Task requirements: In the data below, find each line containing the string "this" and return it.

======== Exercise data

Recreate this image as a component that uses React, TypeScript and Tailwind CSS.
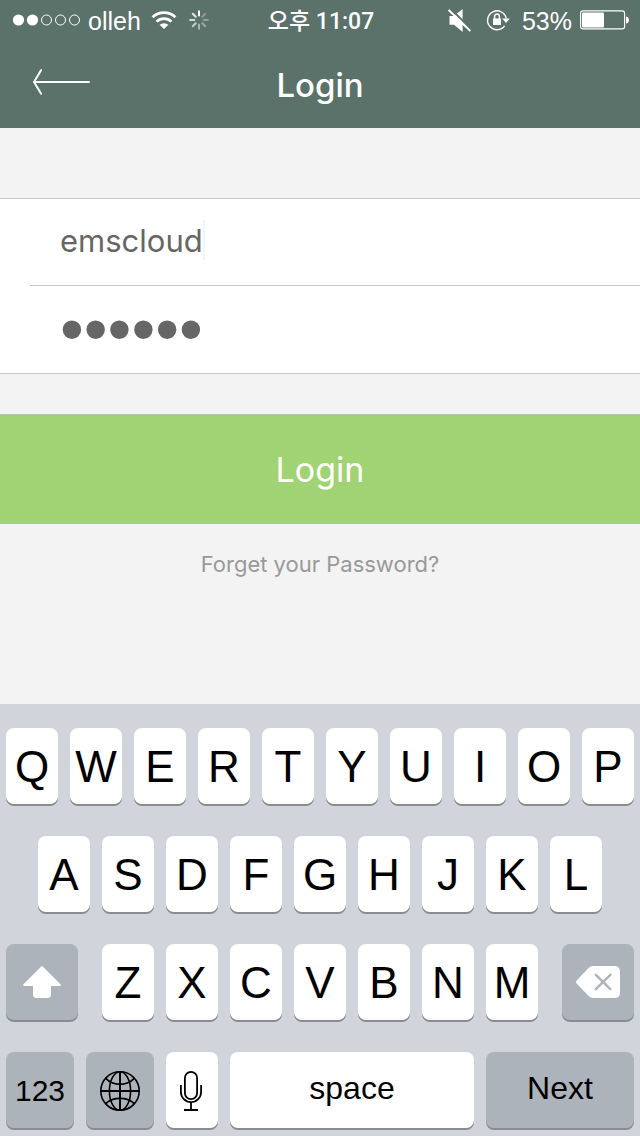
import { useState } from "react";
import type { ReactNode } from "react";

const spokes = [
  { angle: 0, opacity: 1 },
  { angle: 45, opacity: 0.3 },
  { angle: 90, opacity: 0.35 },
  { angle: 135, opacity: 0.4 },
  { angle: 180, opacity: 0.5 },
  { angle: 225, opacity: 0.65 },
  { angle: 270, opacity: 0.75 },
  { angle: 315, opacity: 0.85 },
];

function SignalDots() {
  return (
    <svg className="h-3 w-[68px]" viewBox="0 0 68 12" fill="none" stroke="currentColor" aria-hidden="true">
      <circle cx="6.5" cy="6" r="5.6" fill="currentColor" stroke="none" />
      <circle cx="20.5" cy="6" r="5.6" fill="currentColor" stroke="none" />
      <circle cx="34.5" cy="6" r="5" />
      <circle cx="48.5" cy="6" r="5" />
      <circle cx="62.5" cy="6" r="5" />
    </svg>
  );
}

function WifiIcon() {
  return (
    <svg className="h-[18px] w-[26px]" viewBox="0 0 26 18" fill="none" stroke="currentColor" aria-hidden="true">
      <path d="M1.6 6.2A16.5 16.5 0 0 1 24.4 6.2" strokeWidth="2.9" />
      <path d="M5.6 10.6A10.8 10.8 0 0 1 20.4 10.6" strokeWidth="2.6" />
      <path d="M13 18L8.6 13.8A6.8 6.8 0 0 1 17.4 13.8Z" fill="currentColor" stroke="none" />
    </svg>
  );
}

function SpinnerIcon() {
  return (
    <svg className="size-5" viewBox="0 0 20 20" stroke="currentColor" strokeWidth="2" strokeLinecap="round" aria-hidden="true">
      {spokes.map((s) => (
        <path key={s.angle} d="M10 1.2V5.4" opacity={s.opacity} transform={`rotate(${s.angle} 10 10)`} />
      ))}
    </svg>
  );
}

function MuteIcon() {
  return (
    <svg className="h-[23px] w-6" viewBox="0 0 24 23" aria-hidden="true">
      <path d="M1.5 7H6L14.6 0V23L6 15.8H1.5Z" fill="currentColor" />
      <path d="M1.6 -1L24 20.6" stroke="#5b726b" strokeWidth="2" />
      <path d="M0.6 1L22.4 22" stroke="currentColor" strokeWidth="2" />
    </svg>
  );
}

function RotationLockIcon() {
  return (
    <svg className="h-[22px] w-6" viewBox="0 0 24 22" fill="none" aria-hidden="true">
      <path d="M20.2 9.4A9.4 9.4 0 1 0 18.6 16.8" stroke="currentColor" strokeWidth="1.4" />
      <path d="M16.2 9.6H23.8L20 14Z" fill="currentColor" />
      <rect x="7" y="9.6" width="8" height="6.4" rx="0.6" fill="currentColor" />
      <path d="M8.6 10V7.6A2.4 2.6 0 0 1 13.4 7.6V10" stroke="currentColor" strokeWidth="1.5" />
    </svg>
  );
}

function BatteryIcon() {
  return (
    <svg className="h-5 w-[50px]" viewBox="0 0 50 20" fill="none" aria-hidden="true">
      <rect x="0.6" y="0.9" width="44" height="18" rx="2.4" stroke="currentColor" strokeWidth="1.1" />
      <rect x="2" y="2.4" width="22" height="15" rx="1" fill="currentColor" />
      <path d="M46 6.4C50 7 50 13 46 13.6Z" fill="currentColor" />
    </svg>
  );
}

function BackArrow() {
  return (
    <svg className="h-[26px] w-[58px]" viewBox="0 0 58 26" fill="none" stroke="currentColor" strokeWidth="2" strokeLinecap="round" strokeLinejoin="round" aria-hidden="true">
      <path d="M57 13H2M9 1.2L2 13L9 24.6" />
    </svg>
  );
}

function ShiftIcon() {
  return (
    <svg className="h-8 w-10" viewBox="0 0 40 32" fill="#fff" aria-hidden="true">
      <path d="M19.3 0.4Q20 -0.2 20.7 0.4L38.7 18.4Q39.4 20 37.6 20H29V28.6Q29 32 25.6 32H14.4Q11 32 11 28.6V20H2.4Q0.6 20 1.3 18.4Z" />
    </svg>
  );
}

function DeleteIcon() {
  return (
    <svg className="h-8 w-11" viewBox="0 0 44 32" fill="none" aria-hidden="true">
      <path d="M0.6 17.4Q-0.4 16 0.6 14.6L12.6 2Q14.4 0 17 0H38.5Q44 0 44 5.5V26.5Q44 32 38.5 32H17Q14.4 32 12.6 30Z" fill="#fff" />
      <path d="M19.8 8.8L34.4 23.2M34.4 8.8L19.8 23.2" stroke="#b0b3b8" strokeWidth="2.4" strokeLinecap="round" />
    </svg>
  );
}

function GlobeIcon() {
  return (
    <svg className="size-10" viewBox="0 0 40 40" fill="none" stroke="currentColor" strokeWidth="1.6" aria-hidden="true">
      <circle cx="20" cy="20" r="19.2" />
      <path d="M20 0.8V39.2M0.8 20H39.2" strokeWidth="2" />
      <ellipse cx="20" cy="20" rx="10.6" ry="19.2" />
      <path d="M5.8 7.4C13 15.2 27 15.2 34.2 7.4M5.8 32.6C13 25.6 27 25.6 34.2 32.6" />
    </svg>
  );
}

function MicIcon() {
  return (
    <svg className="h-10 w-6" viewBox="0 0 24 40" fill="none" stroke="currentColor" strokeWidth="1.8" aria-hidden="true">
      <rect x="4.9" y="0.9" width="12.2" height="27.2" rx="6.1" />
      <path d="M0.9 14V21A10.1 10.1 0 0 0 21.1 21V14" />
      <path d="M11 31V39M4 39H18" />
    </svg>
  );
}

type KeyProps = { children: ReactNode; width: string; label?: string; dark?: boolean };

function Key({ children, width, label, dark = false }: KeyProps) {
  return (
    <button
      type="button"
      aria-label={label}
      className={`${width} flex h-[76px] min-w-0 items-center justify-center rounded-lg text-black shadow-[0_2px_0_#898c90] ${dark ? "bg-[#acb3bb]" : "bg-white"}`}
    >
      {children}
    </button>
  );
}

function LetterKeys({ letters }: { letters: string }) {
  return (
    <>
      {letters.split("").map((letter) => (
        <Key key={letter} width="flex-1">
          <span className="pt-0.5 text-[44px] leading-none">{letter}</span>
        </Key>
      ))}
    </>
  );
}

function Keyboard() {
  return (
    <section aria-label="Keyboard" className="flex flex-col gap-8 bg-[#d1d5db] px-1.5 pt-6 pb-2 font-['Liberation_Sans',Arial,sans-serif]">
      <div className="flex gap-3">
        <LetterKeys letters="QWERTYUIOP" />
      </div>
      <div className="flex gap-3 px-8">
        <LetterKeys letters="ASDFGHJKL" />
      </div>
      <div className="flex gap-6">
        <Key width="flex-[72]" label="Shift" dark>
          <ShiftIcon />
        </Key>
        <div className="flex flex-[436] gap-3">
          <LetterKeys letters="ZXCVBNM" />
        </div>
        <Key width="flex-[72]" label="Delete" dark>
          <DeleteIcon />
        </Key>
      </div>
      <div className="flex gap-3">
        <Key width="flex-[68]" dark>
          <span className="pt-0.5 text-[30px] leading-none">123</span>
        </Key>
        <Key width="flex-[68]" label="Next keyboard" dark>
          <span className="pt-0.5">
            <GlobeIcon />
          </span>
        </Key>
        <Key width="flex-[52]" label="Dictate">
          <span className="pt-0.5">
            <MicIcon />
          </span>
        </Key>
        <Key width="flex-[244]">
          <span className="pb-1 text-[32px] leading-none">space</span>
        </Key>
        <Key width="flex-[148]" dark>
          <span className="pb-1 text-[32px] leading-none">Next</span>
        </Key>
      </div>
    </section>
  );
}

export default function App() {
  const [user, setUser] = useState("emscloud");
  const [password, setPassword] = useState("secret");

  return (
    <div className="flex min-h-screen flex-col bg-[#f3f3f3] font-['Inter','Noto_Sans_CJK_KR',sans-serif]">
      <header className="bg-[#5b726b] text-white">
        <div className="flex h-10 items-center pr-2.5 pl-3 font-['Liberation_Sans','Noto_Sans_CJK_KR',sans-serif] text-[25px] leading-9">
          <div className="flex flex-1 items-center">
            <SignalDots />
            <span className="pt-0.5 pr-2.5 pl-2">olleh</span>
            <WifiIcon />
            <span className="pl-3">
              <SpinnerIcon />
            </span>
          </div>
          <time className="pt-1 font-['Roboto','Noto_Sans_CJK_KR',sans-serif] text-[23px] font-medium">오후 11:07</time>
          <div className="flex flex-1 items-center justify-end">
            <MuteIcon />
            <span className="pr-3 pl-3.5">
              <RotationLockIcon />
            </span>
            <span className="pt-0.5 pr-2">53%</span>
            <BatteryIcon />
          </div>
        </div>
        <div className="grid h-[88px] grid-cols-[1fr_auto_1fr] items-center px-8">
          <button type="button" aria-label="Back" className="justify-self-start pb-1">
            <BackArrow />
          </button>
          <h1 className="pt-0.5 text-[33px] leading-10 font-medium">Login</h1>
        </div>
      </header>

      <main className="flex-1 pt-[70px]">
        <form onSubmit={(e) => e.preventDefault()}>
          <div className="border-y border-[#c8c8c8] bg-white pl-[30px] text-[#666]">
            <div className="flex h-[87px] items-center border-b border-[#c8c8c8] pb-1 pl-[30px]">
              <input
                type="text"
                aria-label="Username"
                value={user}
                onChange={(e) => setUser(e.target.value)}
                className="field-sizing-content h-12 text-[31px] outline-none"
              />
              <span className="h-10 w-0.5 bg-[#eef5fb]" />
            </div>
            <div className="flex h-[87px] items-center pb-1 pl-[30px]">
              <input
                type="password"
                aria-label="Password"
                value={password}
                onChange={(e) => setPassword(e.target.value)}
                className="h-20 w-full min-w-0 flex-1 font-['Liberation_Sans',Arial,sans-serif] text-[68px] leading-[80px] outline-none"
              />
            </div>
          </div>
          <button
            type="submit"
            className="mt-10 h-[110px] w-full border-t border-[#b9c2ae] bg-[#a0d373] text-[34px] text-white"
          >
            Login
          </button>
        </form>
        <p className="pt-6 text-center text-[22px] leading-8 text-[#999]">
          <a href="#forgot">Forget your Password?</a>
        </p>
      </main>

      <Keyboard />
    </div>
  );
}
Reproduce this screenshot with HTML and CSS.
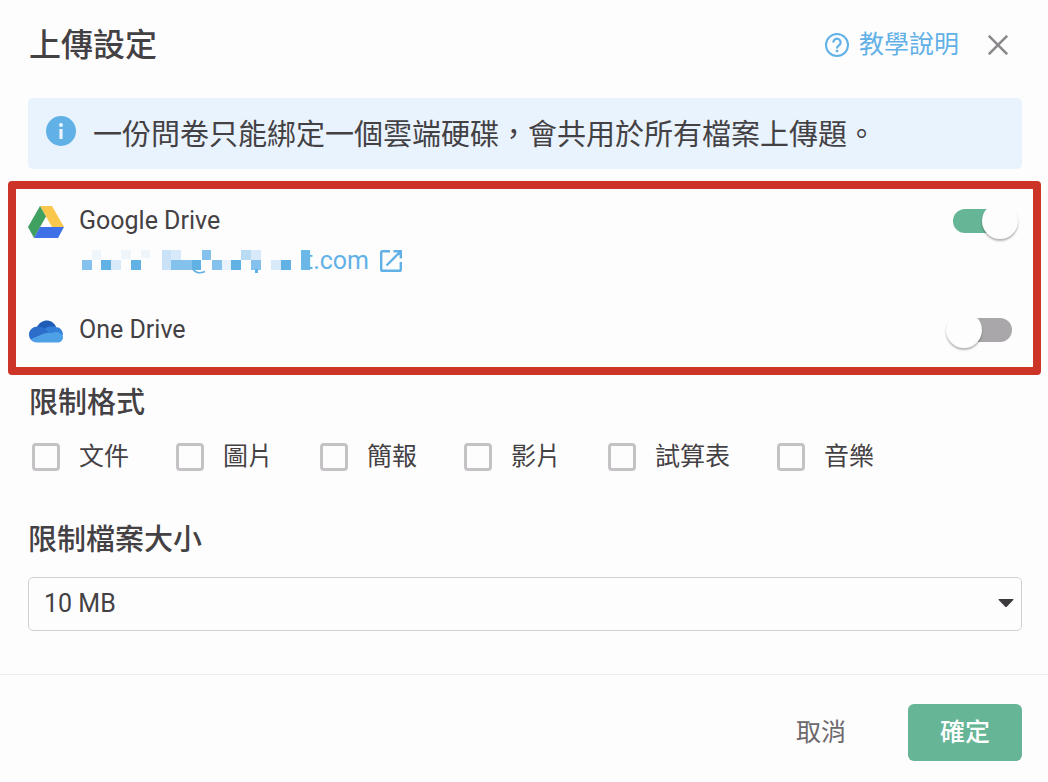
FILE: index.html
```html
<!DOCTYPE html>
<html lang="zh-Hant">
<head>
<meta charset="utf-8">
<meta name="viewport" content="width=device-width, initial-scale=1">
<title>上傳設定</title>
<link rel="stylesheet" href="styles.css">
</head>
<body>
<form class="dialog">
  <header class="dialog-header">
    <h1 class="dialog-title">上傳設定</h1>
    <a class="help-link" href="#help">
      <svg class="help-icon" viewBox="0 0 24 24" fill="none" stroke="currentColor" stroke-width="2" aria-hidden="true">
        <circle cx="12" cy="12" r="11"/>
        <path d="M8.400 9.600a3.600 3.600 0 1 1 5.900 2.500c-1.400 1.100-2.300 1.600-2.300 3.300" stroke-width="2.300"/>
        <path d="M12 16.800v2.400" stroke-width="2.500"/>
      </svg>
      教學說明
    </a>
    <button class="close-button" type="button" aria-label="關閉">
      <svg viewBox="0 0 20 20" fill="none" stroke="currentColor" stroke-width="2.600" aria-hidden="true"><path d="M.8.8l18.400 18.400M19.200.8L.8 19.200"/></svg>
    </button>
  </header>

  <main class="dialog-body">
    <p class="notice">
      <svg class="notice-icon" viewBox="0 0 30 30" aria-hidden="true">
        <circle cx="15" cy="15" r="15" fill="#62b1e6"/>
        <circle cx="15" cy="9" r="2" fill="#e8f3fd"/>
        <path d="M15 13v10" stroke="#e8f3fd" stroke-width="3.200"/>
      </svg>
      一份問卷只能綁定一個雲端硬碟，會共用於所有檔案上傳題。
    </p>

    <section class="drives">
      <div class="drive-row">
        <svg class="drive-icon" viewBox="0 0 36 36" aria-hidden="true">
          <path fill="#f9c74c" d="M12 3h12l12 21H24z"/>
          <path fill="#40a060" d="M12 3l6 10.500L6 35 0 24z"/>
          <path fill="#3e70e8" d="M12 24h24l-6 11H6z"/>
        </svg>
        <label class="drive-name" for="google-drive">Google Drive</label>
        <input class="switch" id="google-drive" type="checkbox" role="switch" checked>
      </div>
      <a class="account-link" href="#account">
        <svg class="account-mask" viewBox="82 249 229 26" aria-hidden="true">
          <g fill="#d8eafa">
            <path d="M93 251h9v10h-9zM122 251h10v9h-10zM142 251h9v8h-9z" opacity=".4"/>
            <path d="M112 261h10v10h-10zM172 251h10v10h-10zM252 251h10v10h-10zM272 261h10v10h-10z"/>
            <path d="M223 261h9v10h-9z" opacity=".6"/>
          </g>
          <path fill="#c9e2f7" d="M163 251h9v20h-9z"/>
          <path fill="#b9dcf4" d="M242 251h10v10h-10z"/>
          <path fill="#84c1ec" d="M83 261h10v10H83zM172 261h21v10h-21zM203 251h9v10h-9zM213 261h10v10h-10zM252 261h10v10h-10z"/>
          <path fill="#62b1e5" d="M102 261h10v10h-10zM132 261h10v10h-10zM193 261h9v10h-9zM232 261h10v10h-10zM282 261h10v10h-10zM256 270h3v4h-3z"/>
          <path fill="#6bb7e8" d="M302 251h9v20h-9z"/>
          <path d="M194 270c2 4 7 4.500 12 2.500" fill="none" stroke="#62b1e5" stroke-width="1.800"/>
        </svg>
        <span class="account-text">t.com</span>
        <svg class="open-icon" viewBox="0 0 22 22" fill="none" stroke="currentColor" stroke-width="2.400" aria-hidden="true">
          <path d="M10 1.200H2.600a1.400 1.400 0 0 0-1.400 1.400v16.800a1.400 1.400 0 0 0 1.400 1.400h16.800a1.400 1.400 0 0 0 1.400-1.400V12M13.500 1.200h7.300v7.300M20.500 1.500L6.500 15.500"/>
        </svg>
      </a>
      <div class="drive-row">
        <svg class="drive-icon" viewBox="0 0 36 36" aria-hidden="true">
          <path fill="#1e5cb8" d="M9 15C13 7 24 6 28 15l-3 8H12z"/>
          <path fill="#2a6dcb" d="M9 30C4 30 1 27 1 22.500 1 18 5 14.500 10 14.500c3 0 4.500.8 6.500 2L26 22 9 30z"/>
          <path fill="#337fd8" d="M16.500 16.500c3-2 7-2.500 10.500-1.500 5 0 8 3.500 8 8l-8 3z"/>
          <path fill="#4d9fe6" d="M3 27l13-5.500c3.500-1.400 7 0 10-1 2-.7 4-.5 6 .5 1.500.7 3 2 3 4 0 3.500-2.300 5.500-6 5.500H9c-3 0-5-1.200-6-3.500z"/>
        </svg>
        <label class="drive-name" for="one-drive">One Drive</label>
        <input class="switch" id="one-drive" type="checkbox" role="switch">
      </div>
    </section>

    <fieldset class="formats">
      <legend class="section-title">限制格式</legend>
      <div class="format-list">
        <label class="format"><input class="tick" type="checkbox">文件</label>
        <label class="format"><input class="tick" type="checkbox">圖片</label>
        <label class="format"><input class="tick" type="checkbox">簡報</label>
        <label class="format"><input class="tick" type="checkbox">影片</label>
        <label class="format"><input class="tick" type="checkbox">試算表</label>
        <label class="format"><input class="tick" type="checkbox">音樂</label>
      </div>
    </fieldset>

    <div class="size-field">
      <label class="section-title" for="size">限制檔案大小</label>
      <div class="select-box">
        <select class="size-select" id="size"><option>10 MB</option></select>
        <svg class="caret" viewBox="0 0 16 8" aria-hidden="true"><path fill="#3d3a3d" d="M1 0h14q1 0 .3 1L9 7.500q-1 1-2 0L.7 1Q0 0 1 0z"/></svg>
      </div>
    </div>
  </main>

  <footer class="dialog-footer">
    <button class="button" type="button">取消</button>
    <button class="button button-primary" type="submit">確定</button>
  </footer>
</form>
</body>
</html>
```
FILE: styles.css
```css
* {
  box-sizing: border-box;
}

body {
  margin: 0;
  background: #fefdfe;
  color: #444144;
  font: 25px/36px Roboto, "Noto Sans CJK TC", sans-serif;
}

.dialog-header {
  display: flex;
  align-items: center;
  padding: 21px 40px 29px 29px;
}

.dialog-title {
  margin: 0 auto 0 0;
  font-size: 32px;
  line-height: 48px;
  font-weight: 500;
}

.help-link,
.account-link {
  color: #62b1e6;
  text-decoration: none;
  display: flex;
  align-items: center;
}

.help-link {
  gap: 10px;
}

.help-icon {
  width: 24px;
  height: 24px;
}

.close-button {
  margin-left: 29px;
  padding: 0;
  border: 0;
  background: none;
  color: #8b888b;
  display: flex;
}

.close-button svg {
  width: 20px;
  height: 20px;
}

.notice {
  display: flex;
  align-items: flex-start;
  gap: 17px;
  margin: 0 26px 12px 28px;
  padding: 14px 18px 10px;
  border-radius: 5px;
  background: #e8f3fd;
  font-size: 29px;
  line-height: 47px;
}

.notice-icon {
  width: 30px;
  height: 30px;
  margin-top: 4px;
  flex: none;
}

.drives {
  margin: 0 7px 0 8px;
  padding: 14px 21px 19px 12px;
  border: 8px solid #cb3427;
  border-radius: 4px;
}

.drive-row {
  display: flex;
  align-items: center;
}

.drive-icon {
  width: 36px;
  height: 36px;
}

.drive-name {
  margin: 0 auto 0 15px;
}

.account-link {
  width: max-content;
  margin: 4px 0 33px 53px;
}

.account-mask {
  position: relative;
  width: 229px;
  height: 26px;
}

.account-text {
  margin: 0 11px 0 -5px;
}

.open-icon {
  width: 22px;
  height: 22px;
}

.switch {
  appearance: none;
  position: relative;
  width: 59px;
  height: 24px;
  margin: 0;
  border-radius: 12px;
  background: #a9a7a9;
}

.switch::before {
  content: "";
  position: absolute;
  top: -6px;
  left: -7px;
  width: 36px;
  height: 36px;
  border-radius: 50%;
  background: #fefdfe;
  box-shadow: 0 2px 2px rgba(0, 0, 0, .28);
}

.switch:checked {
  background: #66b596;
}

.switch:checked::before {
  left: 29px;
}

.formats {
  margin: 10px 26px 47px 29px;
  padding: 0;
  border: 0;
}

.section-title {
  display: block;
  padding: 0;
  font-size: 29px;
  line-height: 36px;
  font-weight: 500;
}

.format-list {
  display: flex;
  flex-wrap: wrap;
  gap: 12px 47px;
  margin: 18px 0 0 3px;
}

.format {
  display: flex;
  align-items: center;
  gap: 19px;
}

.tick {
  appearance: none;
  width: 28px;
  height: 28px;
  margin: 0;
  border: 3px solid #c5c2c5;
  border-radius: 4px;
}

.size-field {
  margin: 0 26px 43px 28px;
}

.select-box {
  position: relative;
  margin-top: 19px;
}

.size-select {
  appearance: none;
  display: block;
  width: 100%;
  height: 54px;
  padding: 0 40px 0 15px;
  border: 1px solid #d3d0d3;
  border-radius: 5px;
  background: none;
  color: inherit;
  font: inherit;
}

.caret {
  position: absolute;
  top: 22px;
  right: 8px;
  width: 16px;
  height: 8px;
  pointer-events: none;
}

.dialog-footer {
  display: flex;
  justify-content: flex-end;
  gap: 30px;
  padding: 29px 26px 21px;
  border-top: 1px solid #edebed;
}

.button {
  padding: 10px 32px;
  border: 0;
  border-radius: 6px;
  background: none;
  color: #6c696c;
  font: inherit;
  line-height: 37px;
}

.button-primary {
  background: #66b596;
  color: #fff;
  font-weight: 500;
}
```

================

Response:
Recreate this image as a component that uses React, TypeScript and Tailwind CSS.
Reproduce this screenshot with HTML and CSS.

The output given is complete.